• U.S.

Sport: Scoreboard, Oct. 10, 1960

3 minute read
TIME

¶ “I don’t care what you guys write about me,” he once told sportswriters. “All I want is for folks to turn and say, ‘There goes the greatest hitter that ever lived.’ ” By last week, at the ancient baseball age of 42, Ted Williams of the Boston Red Sox had very nearly had his wish. Williams led the American League in hitting six times, twice was voted its most valuable player by the sportswriters and might well have won the honor at least twice more if he had deigned to give the most casual smile to newsmen. But Williams never cared about pleasing anyone, including the fans: “They can all go to hell. I’ll never tip my cap to any of them.” In his final time at bat in Boston’s Fenway Park last week, Williams dramatically drove a 420-ft. home run into the Red Sox bullpen. The fans’ ovation followed him around the bases. After the game Williams announced he was quitting then and there instead of finishing out the season on the road. His lifetime average of .344 already was the fifth-best in modern baseball, and his home-run total of 521 (compiled despite spending nearly five seasons in the Marine Air Corps) was third only to Jimmy Foxx’s 534 and Babe Ruth’s 714.

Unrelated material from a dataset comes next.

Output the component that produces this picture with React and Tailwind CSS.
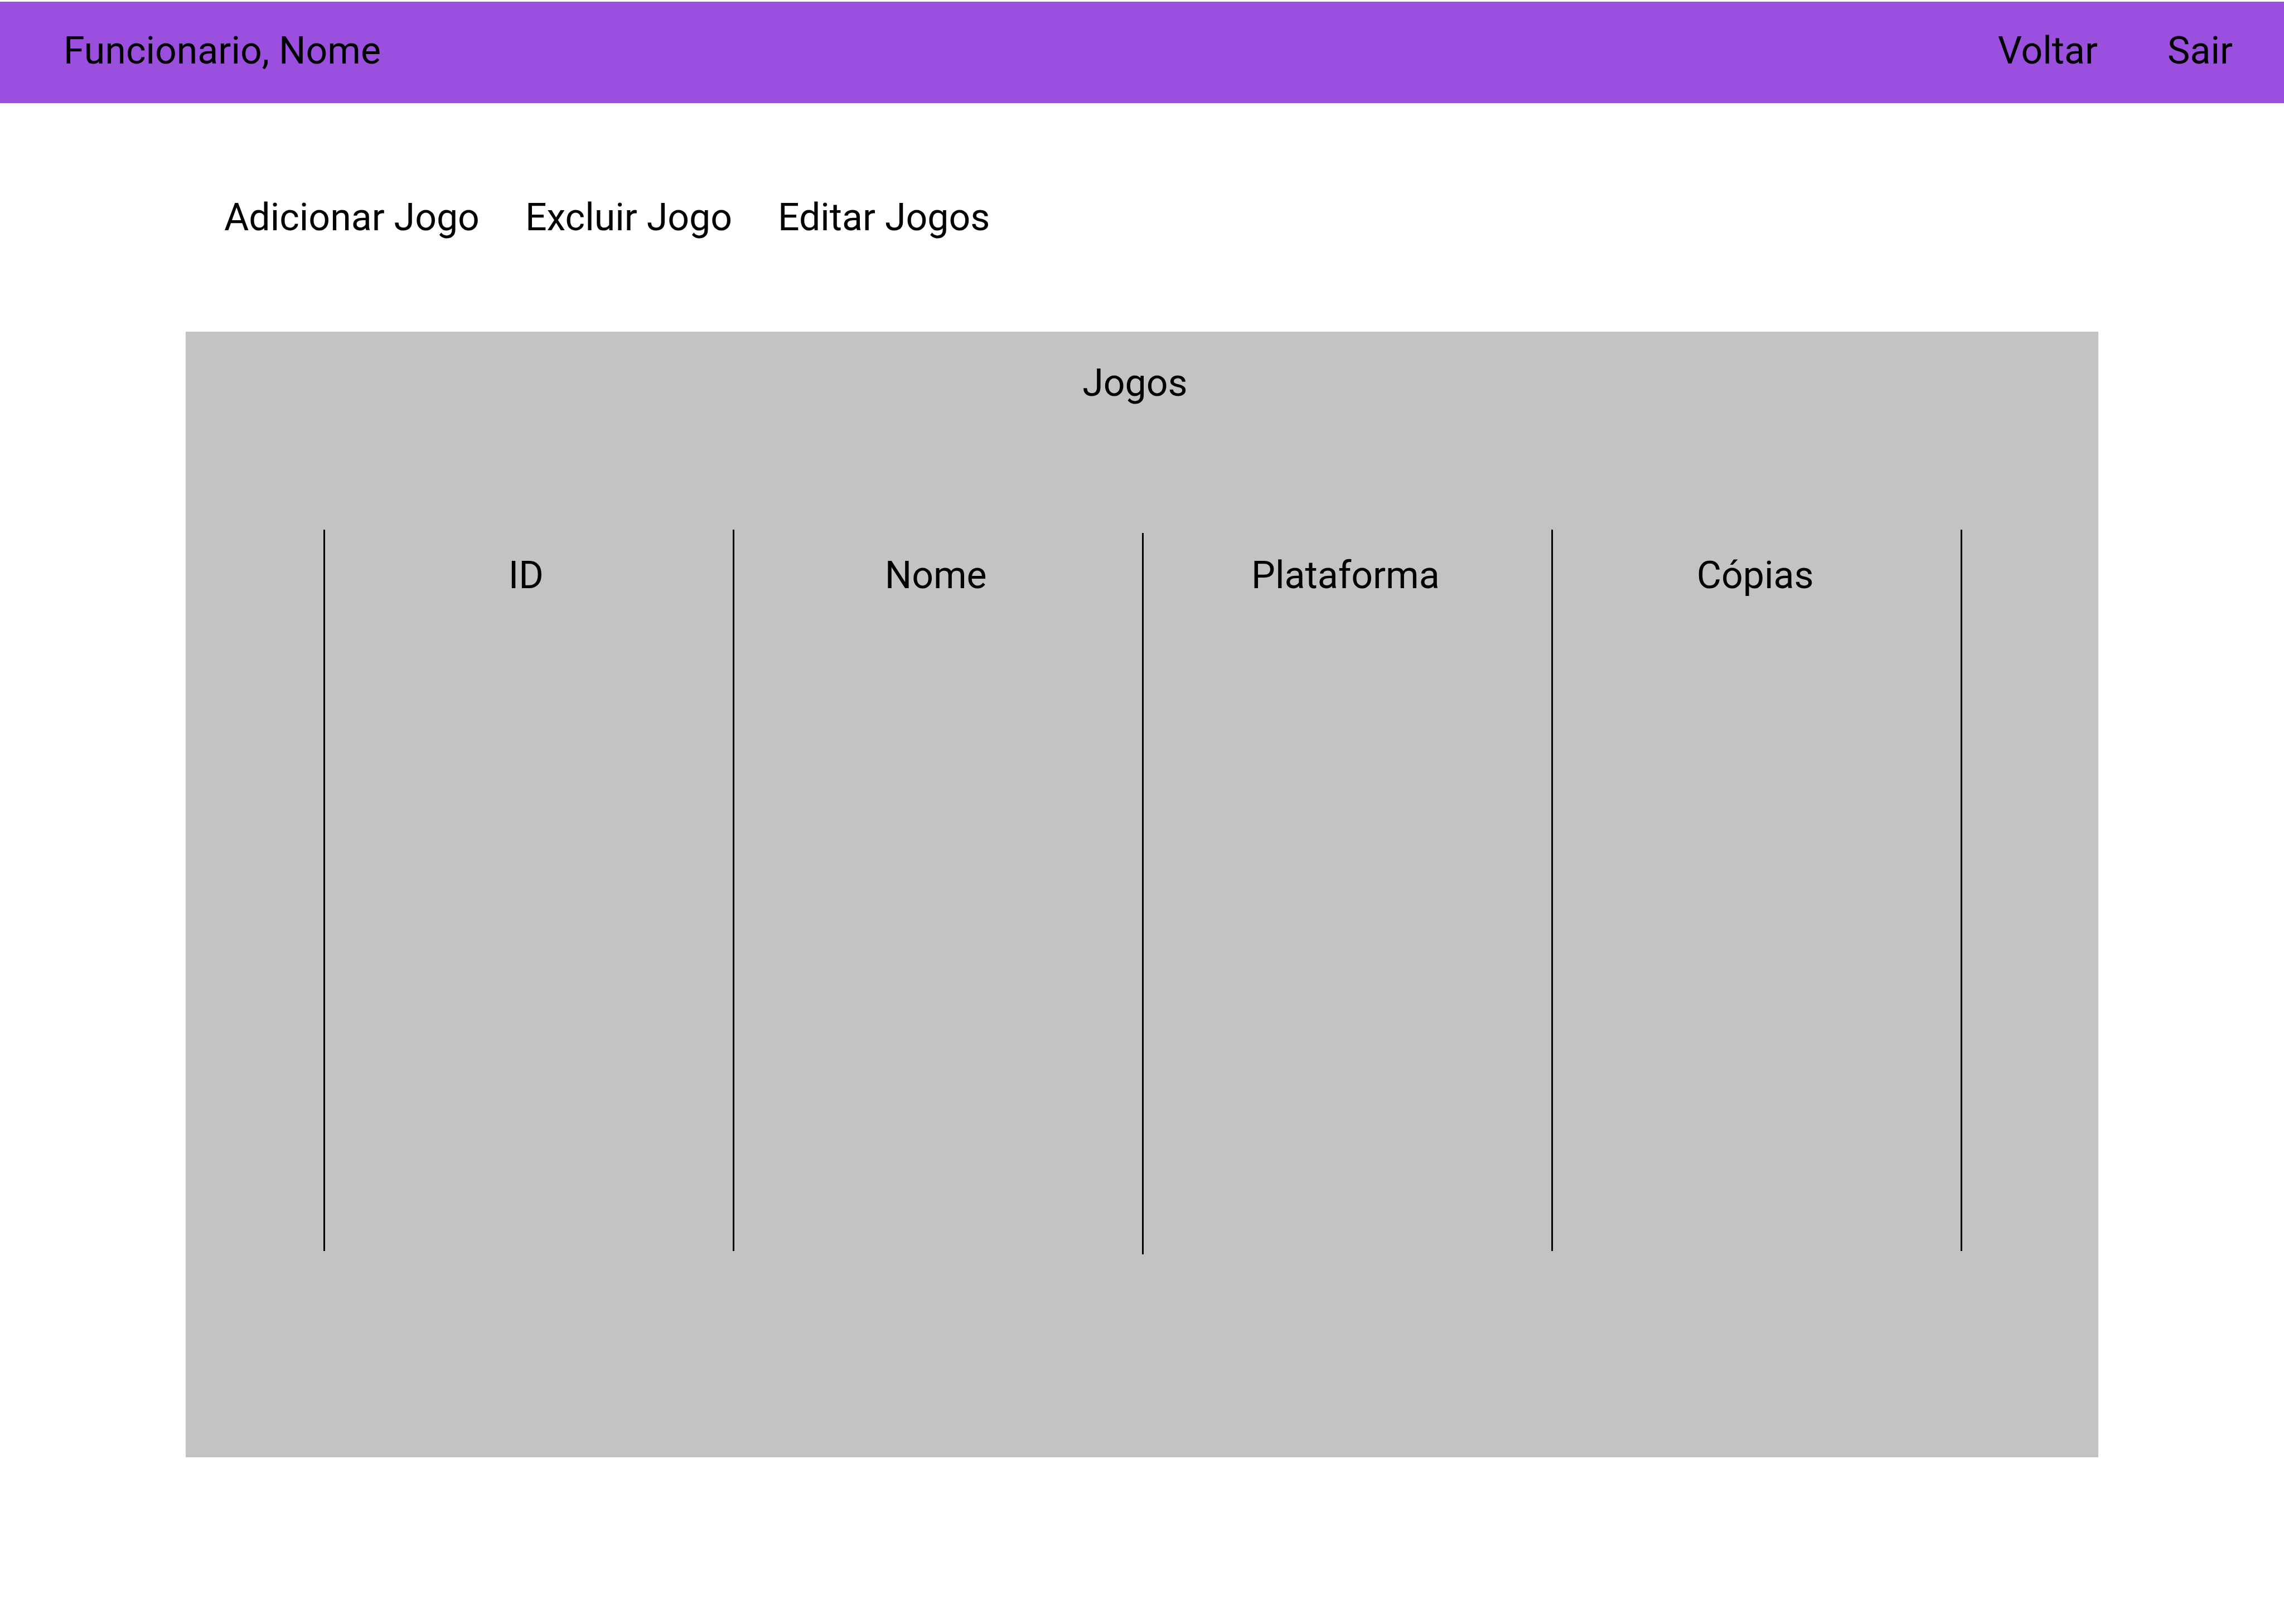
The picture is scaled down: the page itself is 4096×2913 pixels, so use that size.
const actions = ["Adicionar Jogo", "Excluir Jogo", "Editar Jogos"];
const columns = ["ID", "Nome", "Plataforma", "Cópias"];

// Vertical rules between the table columns; the middle one hangs slightly lower.
const dividers = ["self-start", "self-start", "self-end", "self-start", "self-start"];

function Header() {
  return (
    <header className="flex items-center justify-between bg-[#9a4fde] pt-12 pr-[92px] pb-[54px] pl-[114px]">
      <p>Funcionario, Nome</p>
      <nav className="flex gap-[125px]">
        <a href="#voltar">Voltar</a>
        <a href="#sair">Sair</a>
      </nav>
    </header>
  );
}

function Actions() {
  return (
    <div className="flex gap-[82px] px-[402px] py-[165px]">
      {actions.map((label) => (
        <button key={label} type="button" className="cursor-pointer">
          {label}
        </button>
      ))}
    </div>
  );
}

function GamesPanel() {
  return (
    <section className="mx-[333px] bg-[#c3c3c3] pt-[52px] pr-[244px] pb-[364px] pl-[247px]">
      <h1 id="games-title" className="pr-7 text-center">
        Jogos
      </h1>
      <div className="relative mt-[223px] min-h-[1300px]">
        <div aria-hidden="true" className="pointer-events-none absolute inset-0 flex justify-between">
          {dividers.map((align, i) => (
            <span key={i} className={`h-[1294px] w-[3px] bg-black ${align}`} />
          ))}
        </div>
        <table aria-labelledby="games-title" className="w-full table-fixed">
          <thead>
            <tr>
              {columns.map((name) => (
                <th key={name} scope="col" className="pt-[42px] pr-2 text-center font-normal">
                  {name}
                </th>
              ))}
            </tr>
          </thead>
          <tbody />
        </table>
      </div>
    </section>
  );
}

export default function App() {
  return (
    <div className="min-h-screen bg-white pt-[3px] font-['Roboto',sans-serif] text-[68px] leading-[80px] text-black">
      <Header />
      <main>
        <Actions />
        <GamesPanel />
      </main>
    </div>
  );
}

¶ Moments after the opening kickoff, Kansas turned a recovered fumble into a 7-0 lead and for three quarters seemed headed for the upset of the year over the nation’s top-ranked team, Syracuse. Syracuse crunched up and down the field with its customary power (22 first downs v. 4 for Kansas), but did not take the lead until the fourth quarter when Halfback Ernie Davis crashed across from the 1-yd. line to put Syracuse ahead. Abruptly, the breaks of the game swung against Kansas: a penalty for an illegal backfield shift killed the drive that seemed headed for the winning touchdown. Final score: Syracuse 14, Kansas 7.

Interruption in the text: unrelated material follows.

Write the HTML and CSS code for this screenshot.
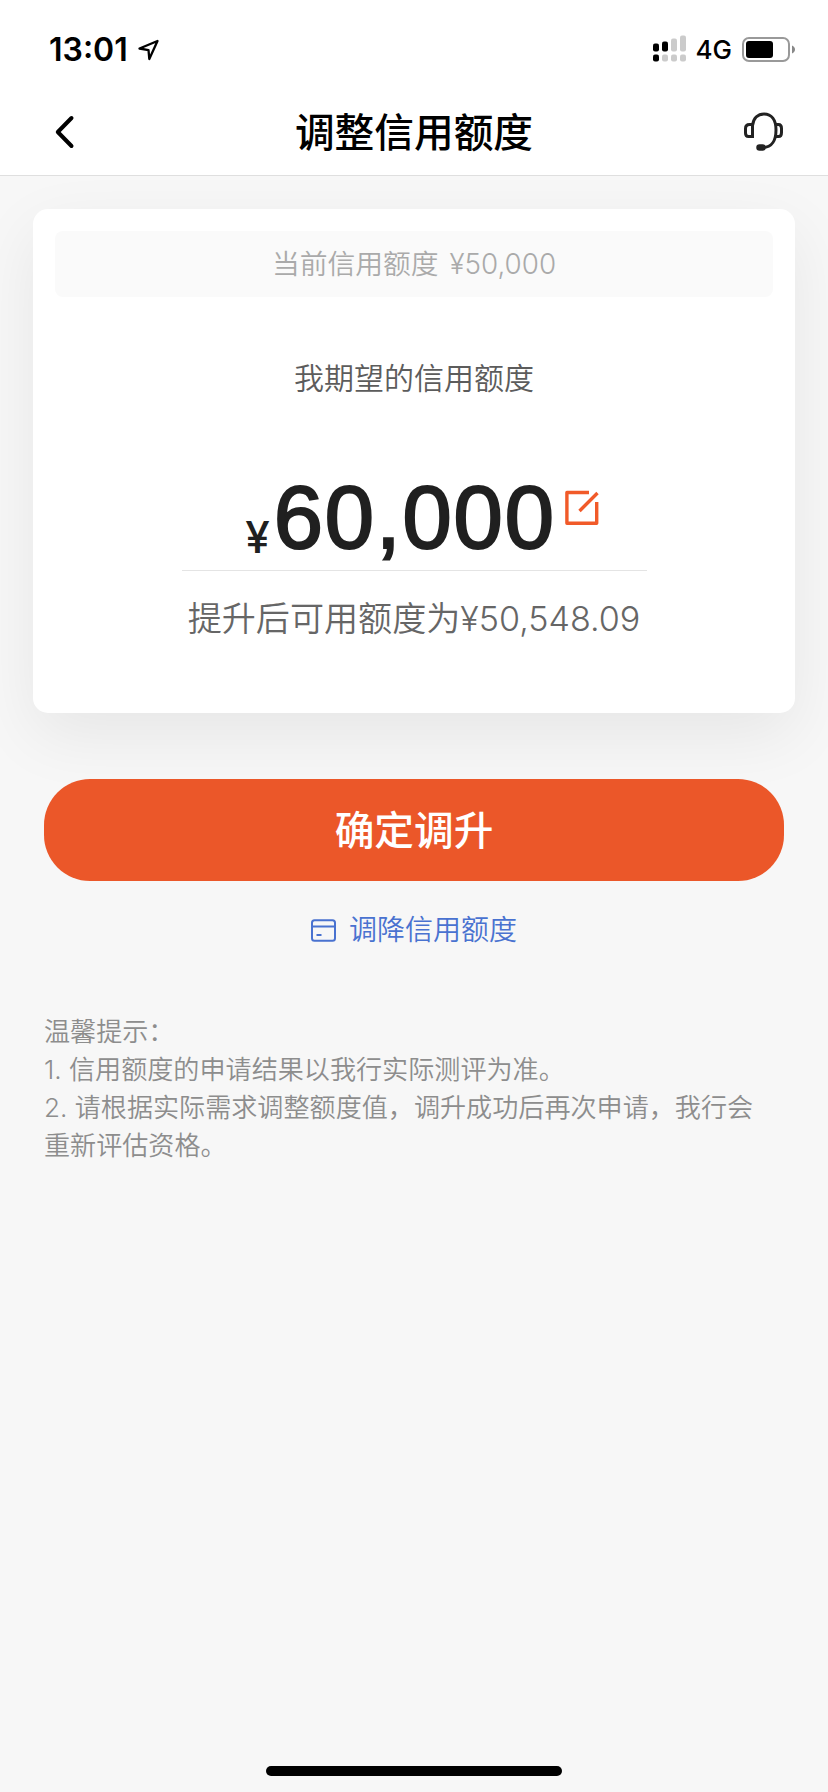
FILE: index.html
```
<!DOCTYPE html>
<html lang="zh-CN">
<head>
<meta charset="utf-8">
<title>调整信用额度</title>
<link rel="stylesheet" href="styles.css">
</head>
<body>
<div class="screen">
  <header class="top">
    <div class="status">
      <div class="status-left">
        <span class="time">13:01</span>
        <svg class="location" width="24" height="24" viewBox="0 0 24 24"><path d="M20.5 3 2.5 10.5 11.5 12.2 12.3 21Z" fill="none" stroke="#000" stroke-width="2.3" stroke-linejoin="round"/></svg>
      </div>
      <div class="status-right">
        <svg class="signal" width="34" height="27" viewBox="0 0 34 27">
          <g fill="#000"><rect x="0" y="8.5" width="6" height="8" rx="2"/><rect x="9" y="6.5" width="6" height="10" rx="2"/><rect x="0" y="19.5" width="6" height="7" rx="2"/></g>
          <g fill="#cbcbcb"><rect x="18" y="3.5" width="6" height="13" rx="2"/><rect x="27" y="0.5" width="6" height="16" rx="2"/><rect x="9" y="19.5" width="6" height="7" rx="2"/><rect x="18" y="19.5" width="6" height="7" rx="2"/><rect x="27" y="19.5" width="6" height="7" rx="2"/></g>
        </svg>
        <span class="network">4G</span>
        <svg width="54" height="26" viewBox="0 0 54 26"><rect x="1" y="1" width="46" height="23" rx="6" fill="none" stroke="#999" stroke-width="2"/><rect x="4" y="4" width="27" height="17" rx="3" fill="#000"/><path d="M50 8.5C54 10 54 15 50 16.5Z" fill="#888"/></svg>
      </div>
    </div>
    <nav class="nav">
      <svg class="back" width="22" height="34" viewBox="0 0 22 34"><path d="M18.5 3 4.8 17 18.5 31" fill="none" stroke="#000" stroke-width="4" stroke-linecap="round" stroke-linejoin="round"/></svg>
      <h1 class="title">调整信用额度</h1>
      <svg class="service" width="42" height="42" viewBox="0 0 42 42" fill="none" stroke="#222" stroke-width="3"><path d="M9.5 14.5C10.5 7 15 3 21 3 28.5 3 33 9 33 19 33 29 29 36.5 20 36.5"/><path d="M9.5 13.5H6.5Q2.5 13.5 2.5 17.5V22Q2.5 25.5 5.5 25.5H9.5Z"/><path d="M33 13.5H35.5Q38.5 13.5 38.5 17.5V21.5Q38.5 25.5 35.5 25.5H32.5"/><rect x="14" y="34" width="8" height="5" rx="2.5" fill="#222" stroke-width="1.5"/></svg>
    </nav>
  </header>
  <main class="content">
    <section class="card">
      <div class="current">当前信用额度 ¥50,000</div>
      <div class="label">我期望的信用额度</div>
      <div class="amount">
        <span class="currency">¥</span><span class="value">60,000</span>
        <svg class="edit" width="34" height="36" viewBox="0 0 34 36" fill="none" stroke="#f15a29" stroke-width="3.4" stroke-linecap="butt" stroke-linejoin="round"><path d="M24 2.5H1.9V33.2H31.7V12"/><path d="M14.5 21 32.5 3"/></svg>
      </div>
      <div class="available">提升后可用额度为¥50,548.09</div>
    </section>
    <button class="confirm">确定调升</button>
    <a class="lower"><svg width="25" height="23" viewBox="0 0 25 23" fill="none" stroke="#4972d0" stroke-width="2"><rect x="1" y="1.2" width="23" height="20.6" rx="2.5"/><path d="M1 7.5H24M5.5 16H10.5"/></svg><span>调降信用额度</span></a>
    <div class="tips">
      <p>温馨提示：</p>
      <p>1. 信用额度的申请结果以我行实际测评为准。</p>
      <p>2. 请根据实际需求调整额度值，调升成功后再次申请，我行会重新评估资格。</p>
    </div>
  </main>
  <div class="home-bar"></div>
</div>
</body>
</html>
```
FILE: styles.css
```
* { box-sizing: border-box; }
body {
  margin: 0;
  background: #f7f7f7;
  font-family: Inter, "Noto Sans CJK SC", sans-serif;
}
h1, p { margin: 0; }
svg { display: block; flex: none; }
.screen {
  display: flex;
  flex-direction: column;
  height: 1792px;
  overflow: hidden;
}
.top {
  height: 176px;
  background: #fff;
  border-bottom: 1px solid #dfdfdf;
}
.status {
  display: flex;
  justify-content: space-between;
  height: 88px;
  padding: 12px 32px 0 49px;
}
.status-left, .status-right { display: flex; align-items: center; }
.time { font-size: 32px; font-weight: 600; line-height: 36px; }
.location { margin-left: 9px; }
.signal { margin-bottom: 3px; }
.network { margin: 0 10px 0 9px; font-size: 26px; font-weight: 500; line-height: 32px; }
.nav {
  display: grid;
  grid-template-columns: 60px 1fr 60px;
  align-items: center;
  height: 87px;
  padding: 0 43px 0 53px;
}
.title { margin-left: -10px; padding-top: 2px; text-align: center; font-size: 39.7px; font-weight: 500; line-height: 58px; white-space: nowrap; }
.service { justify-self: end; }
.content { flex: 1; padding: 33px 33px 0; }
.card {
  display: flex;
  flex-direction: column;
  align-items: center;
  height: 504px;
  padding: 22px;
  background: #fff;
  border-radius: 15px;
  box-shadow: 0 22px 66px rgba(0, 0, 0, 0.07);
}
.current {
  width: 100%;
  height: 66px;
  border-radius: 8px;
  background: #fafafa;
  color: #aaa;
  font-size: 27.8px;
  font-weight: 350;
  line-height: 67px;
  text-align: center;
  word-spacing: 3px;
}
.label { margin-top: 61px; color: #5c5c5c; font-size: 30px; font-weight: 350; line-height: 40px; }
.amount {
  display: flex;
  justify-content: center;
  width: 465px;
  height: 112px;
  margin-top: 61px;
  padding-left: 16px;
  border-bottom: 1px solid #e4e4e4;
  color: #202020;
  line-height: 100px;
}
.currency { padding-top: 28px; font-size: 44px; font-weight: 500; }
.value {
  margin-left: 4px;
  padding-top: 9px;
  font-family: "Liberation Sans", sans-serif;
  font-size: 88.5px;
  letter-spacing: 1.9px;
  -webkit-text-stroke: 2.2px #202020;
}
.edit { margin: 31px 0 0 9px; }
.available { margin-top: 24px; color: #666; font-size: 34.1px; font-weight: 350; line-height: 48px; white-space: nowrap; }
.confirm {
  display: block;
  width: 740px;
  height: 102px;
  margin: 66px auto 0;
  padding: 0;
  border: 0;
  border-radius: 46px;
  background: #eb5729;
  color: #fff;
  font: 500 39.7px/105px Inter, "Noto Sans CJK SC", sans-serif;
}
.lower {
  display: flex;
  justify-content: center;
  align-items: center;
  gap: 13px;
  height: 40px;
  margin-top: 29px;
  color: #4972d0;
  font-size: 28px;
  font-weight: 350;
}
.lower span { line-height: 38px; }
.tips {
  margin: 63px 28px 0 11px;
  color: #8d8d8d;
  font-size: 26.1px;
  font-weight: 350;
  line-height: 38px;
}
.home-bar { width: 296px; height: 10px; margin: 0 auto 16px; border-radius: 5px; background: #000; }
```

¶ In a weekend of improbable scores, the big news was in the Big Ten. Purdue scored four touchdowns and a field goal in a wild second quarter, went on to rout Notre Dame, 51-19. Minnesota showed surprising strength while defeating Indiana, 42-0, as did Iowa while beating Northwestern by precisely the same score. Missouri gained more prestige for the rising Big Eight (its main rival: Kansas) by beating Penn State, 20-8. And Harvard, a strong pre-season favorite to win the Ivy League, suffered the humiliation of a 27-12 loss to the University of Massachusetts.